Let’s control what we retrieved.

[2]:

print(len(X_features))
print(len(X_features[0]))
print(X_features[0])
print(Y_label[0])

480
12
['G', 'A', 'C', 'T', 'T', 'G', 'G', 'C', 'C', 'A', 'T', 'C']
1

We retrieved a set of sample features describing 480 samples.

Each sample is described by 12 string features.

Herein the label is 1 because the first and last element are different.

Feed-Forward (FF)

To compare Feed-Forward and recurrent networks, we are going to train a simple Perceptron first.

Embedding

The principle of One-hot encoding of string features was detailed before.
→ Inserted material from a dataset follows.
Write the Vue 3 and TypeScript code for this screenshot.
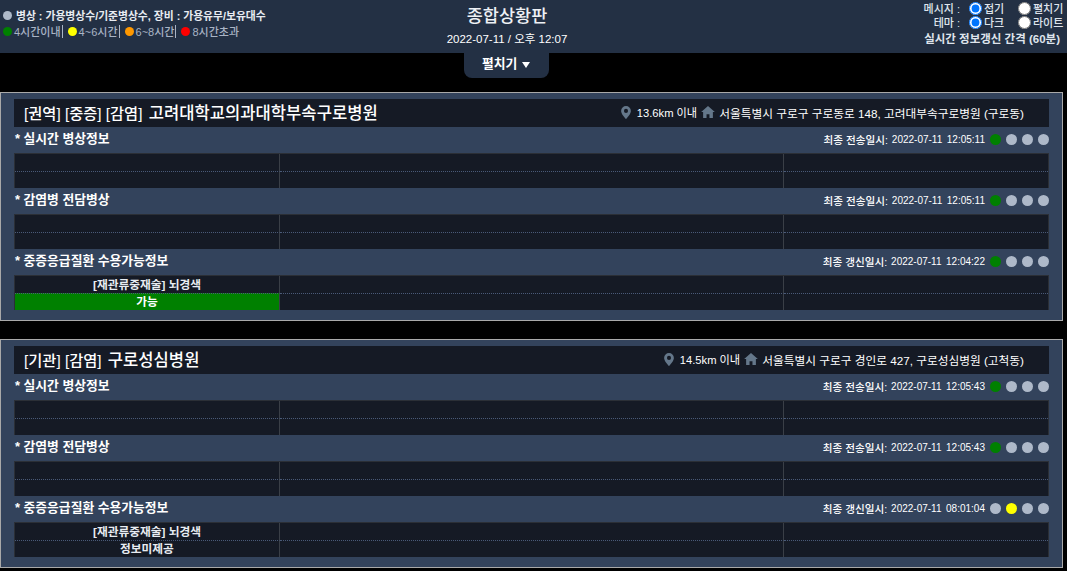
<template>
  <div class="page">
    <header class="top-bar">
      <div class="legend">
        <div class="legend-line bright">
          <span class="dot gray"></span>
          <span>병상 : 가용병상수/기준병상수, 장비 : 가용유무/보유대수</span>
        </div>
        <div class="legend-line">
          <span v-for="(item, i) in legend" :key="item.label" class="legend-item" :class="{ last: i === legend.length - 1 }">
            <span class="dot" :class="item.color"></span>{{ item.label }}
          </span>
        </div>
      </div>

      <div class="title-box">
        <h1>종합상황판</h1>
        <p>2022-07-11 / 오후 12:07</p>
      </div>

      <div class="options">
        <div class="option-row">
          <span class="option-label">메시지 :</span>
          <label class="radio"><input type="radio" name="msg" checked />접기</label>
          <label class="radio"><input type="radio" name="msg" />펼치기</label>
        </div>
        <div class="option-row">
          <span class="option-label">테마 :</span>
          <label class="radio"><input type="radio" name="theme" checked />다크</label>
          <label class="radio"><input type="radio" name="theme" />라이트</label>
        </div>
        <div class="interval">실시간 정보갱신 간격 (60분)</div>
      </div>
    </header>

    <div class="toggle-wrap">
      <button class="toggle-btn">펼치기 <span class="caret"></span></button>
    </div>

    <section v-for="h in hospitals" :key="h.name" class="card">
      <div class="card-title">
        <div class="name">{{ h.tags }} <span class="name-main">{{ h.name }}</span></div>
        <div class="addr">
          <svg class="pin" viewBox="0 0 12 16" width="10" height="13">
            <path fill-rule="evenodd" d="M6 0a6 6 0 0 0-6 6c0 3.6 4.200 8 6 10 1.800-2 6-6.400 6-10a6 6 0 0 0-6-6zm0 3.500a2.500 2.500 0 1 1 0 5 2.500 2.500 0 0 1 0-5z" />
          </svg>
          <span class="dist">{{ h.dist }}</span>
          <svg class="home" viewBox="0 0 16 14" width="14" height="12">
            <path d="M8 0 0 7h2.300v7h4V9.500h3.400V14h4V7H16z" />
          </svg>
          <span>{{ h.addr }}</span>
        </div>
      </div>

      <template v-for="s in h.sections" :key="s.title">
        <div class="section-head">
          <span class="section-title">* {{ s.title }}</span>
          <span class="section-meta">
            <span class="stamp-label">{{ s.stampLabel }}:</span>
            <span class="stamp">{{ s.stamp }}</span>
            <span v-for="(c, i) in s.dots" :key="i" class="dot big" :class="c"></span>
          </span>
        </div>
        <div class="grid-table">
          <div class="cell" :class="{ strong: s.top }">{{ s.top }}</div>
          <div class="cell"></div>
          <div class="cell"></div>
          <div class="cell lower strong" :class="{ ok: s.bottom === '가능' }">{{ s.bottom }}</div>
          <div class="cell lower"></div>
          <div class="cell lower"></div>
        </div>
      </template>
    </section>
  </div>
</template>

<script setup lang="ts">
interface Section {
  title: string;
  stampLabel: string;
  stamp: string;
  dots: string[];
  top?: string;
  bottom?: string;
}

const legend = [
  { label: '4시간이내', color: 'green' },
  { label: '4~6시간', color: 'yellow' },
  { label: '6~8시간', color: 'orange' },
  { label: '8시간초과', color: 'red' }
];

const greenDots = ['green', 'gray', 'gray', 'gray'];

const hospitals: { tags: string; name: string; dist: string; addr: string; sections: Section[] }[] = [
  {
    tags: '[권역] [중증] [감염]',
    name: '고려대학교의과대학부속구로병원',
    dist: '13.6km 이내',
    addr: '서울특별시 구로구 구로동로 148, 고려대부속구로병원 (구로동)',
    sections: [
      { title: '실시간 병상정보', stampLabel: '최종 전송일시', stamp: '2022-07-11  12:05:11', dots: greenDots },
      { title: '감염병 전담병상', stampLabel: '최종 전송일시', stamp: '2022-07-11  12:05:11', dots: greenDots },
      { title: '중증응급질환 수용가능정보', stampLabel: '최종 갱신일시', stamp: '2022-07-11  12:04:22', dots: greenDots, top: '[재관류중재술] 뇌경색', bottom: '가능' }
    ]
  },
  {
    tags: '[기관] [감염]',
    name: '구로성심병원',
    dist: '14.5km 이내',
    addr: '서울특별시 구로구 경인로 427, 구로성심병원 (고척동)',
    sections: [
      { title: '실시간 병상정보', stampLabel: '최종 전송일시', stamp: '2022-07-11  12:05:43', dots: greenDots },
      { title: '감염병 전담병상', stampLabel: '최종 전송일시', stamp: '2022-07-11  12:05:43', dots: greenDots },
      { title: '중증응급질환 수용가능정보', stampLabel: '최종 갱신일시', stamp: '2022-07-11  08:01:04', dots: ['gray', 'yellow', 'gray', 'gray'], top: '[재관류중재술] 뇌경색', bottom: '정보미제공' }
    ]
  }
];
</script>

<style>
html,
body {
  margin: 0;
  background: #000;
  overflow: hidden;
}
</style>

<style scoped>
.page {
  height: 571px;
  overflow: hidden;
  background: #000;
  color: #fff;
  font-family: "Liberation Sans", "Noto Sans CJK KR", sans-serif;
  font-size: 12px;
}

.top-bar {
  height: 53px;
  box-sizing: border-box;
  background: #233044;
  display: grid;
  grid-template-columns: 364px 280px 1fr;
  padding: 0 0 0 3px;
}

.legend {
  padding-top: 7px;
  font-size: 11px;
  font-weight: 500;
}

.legend-line {
  display: flex;
  align-items: center;
  height: 16px;
  color: #a9b4c5;
}

.legend-line.bright {
  color: #e8ecf2;
  font-size: 10.800px;
  font-weight: 700;
  gap: 4px;
}

.legend-item {
  display: flex;
  align-items: center;
  gap: 2px;
  padding-right: 1px;
  margin-right: 5px;
  border-right: 1px solid #a9b4c5;
  height: 13px;
}

.legend-item.last {
  border-right: none;
}

.dot {
  display: inline-block;
  width: 9px;
  height: 9px;
  border-radius: 50%;
  flex: none;
}

.dot.big {
  width: 11px;
  height: 11px;
  margin-left: 5px;
}

.dot.gray {
  background: #aeb9c9;
}

.dot.green {
  background: #008000;
}

.dot.yellow {
  background: #ffff00;
}

.dot.orange {
  background: #ff9800;
}

.dot.red {
  background: #ff0000;
}

.title-box {
  text-align: center;
  padding-top: 5px;
}

.title-box h1 {
  margin: 0;
  font-size: 17.500px;
  font-weight: 500;
  line-height: 23px;
  color: #eef1f5;
}

.title-box p {
  margin: 3px 0 0;
  font-size: 11.500px;
  line-height: 16px;
}

.options {
  display: flex;
  flex-direction: column;
  align-items: flex-end;
  font-size: 11px;
  font-weight: 500;
  color: #dfe4ec;
  padding-top: 1px;
}

.option-row {
  display: flex;
  align-items: center;
  height: 14px;
}

.option-label {
  margin-right: 9px;
}

.radio {
  display: flex;
  align-items: center;
  width: 49px;
}

.radio input {
  width: 13px;
  height: 13px;
  margin: 0 2px 0 0;
}

.interval {
  margin-top: 3px;
  padding-right: 7px;
  line-height: 15px;
  font-size: 11.500px;
  font-weight: 700;
}

.toggle-wrap {
  height: 39px;
  display: flex;
  justify-content: center;
  align-items: flex-start;
  padding-right: 55px;
}

.toggle-btn {
  width: 85px;
  height: 25px;
  padding: 0 0 8px;
  border: none;
  border-radius: 0 0 8px 8px;
  background: #233044;
  color: #fff;
  font: 700 12.800px "Liberation Sans", "Noto Sans CJK KR", sans-serif;
}

.caret {
  display: inline-block;
  margin-left: 1px;
  border-left: 4.500px solid transparent;
  border-right: 4.500px solid transparent;
  border-top: 6px solid #fff;
  vertical-align: 0;
}

.card {
  width: 1063px;
  box-sizing: border-box;
  margin-bottom: 18px;
  padding: 6px 13px 10px;
  background: #33435c;
  border: 1px solid #a9a9a9;
}

.card-title {
  height: 28px;
  box-sizing: border-box;
  padding: 0 25px 2px 10px;
  background: #151a25;
  display: flex;
  align-items: center;
  justify-content: space-between;
}

.name {
  font-size: 15.300px;
  font-weight: 500;
}

.name-main {
  font-size: 16.600px;
  margin-left: 2px;
}

.addr {
  display: flex;
  align-items: center;
  font-size: 11.700px;
  gap: 4px;
}

.dist {
  font-size: 11.200px;
  margin-left: 2px;
}

.pin,
.home {
  fill: #64778a;
  flex: none;
}

.section-head {
  height: 26px;
  display: flex;
  align-items: center;
  justify-content: space-between;
  padding-bottom: 1px;
  box-sizing: border-box;
}

.section-title {
  font-size: 12.800px;
  font-weight: 700;
  padding-left: 1px;
  margin-top: -5px;
}

.section-meta {
  display: flex;
  align-items: center;
  font-size: 10.600px;
  font-weight: 500;
}

.stamp {
  font-size: 10px;
  margin-left: 4px;
  white-space: pre;
  word-spacing: -0.500px;
}

.grid-table {
  display: grid;
  grid-template-columns: 265px 504px 264px;
  border: 1px solid #2b2f36;
  border-bottom: none;
  box-sizing: border-box;
  width: 1035px;
  background: #151a25;
}

.cell {
  height: 17px;
  line-height: 17px;
  box-sizing: border-box;
  text-align: center;
  border-right: 1px solid #3a3f47;
}

.cell.lower {
  line-height: 16px;
  border-top: 1px dotted #4a5a78;
}

.cell:nth-child(3n) {
  border-right: none;
}

.cell.strong {
  font-size: 11.700px;
  font-weight: 700;
  color: #e8ecf2;
}

.cell.ok {
  background: #008000;
  color: #fff;
}
</style>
Briefly, we can not do math on string data. Therefore, the one-hot encoding process may be summarized as such:

List of all elements of size vocab_size. This basically answers: what is the number of distinct elements we can find in your data?
Each element is associated with one index in the range(0, vocab_size). This provides an element_to_idx encoder.
For one sample and for each element in the associated list of features, a zero array is initialized. This array is set to one at the index which is assigned to the element_to_idx encoder.

This is achieved during instantiation of the embedding layer by setting up X_encode=True.

[3]:

embedding = Embedding(X_data=X_features,
                      Y_data=Y_label,
                      X_encode=True,
                      Y_encode=True,
                      relative_size=(2, 1, 0))

Let’s inspect some properties.

[4]:

print(embedding.e2i)  # element_to_idx
print(embedding.dtrain.X[0])

print(embedding.i2e)  # idx_to_element
print(one_hot_decode_sequence(embedding.dtrain.X[0], embedding.i2e))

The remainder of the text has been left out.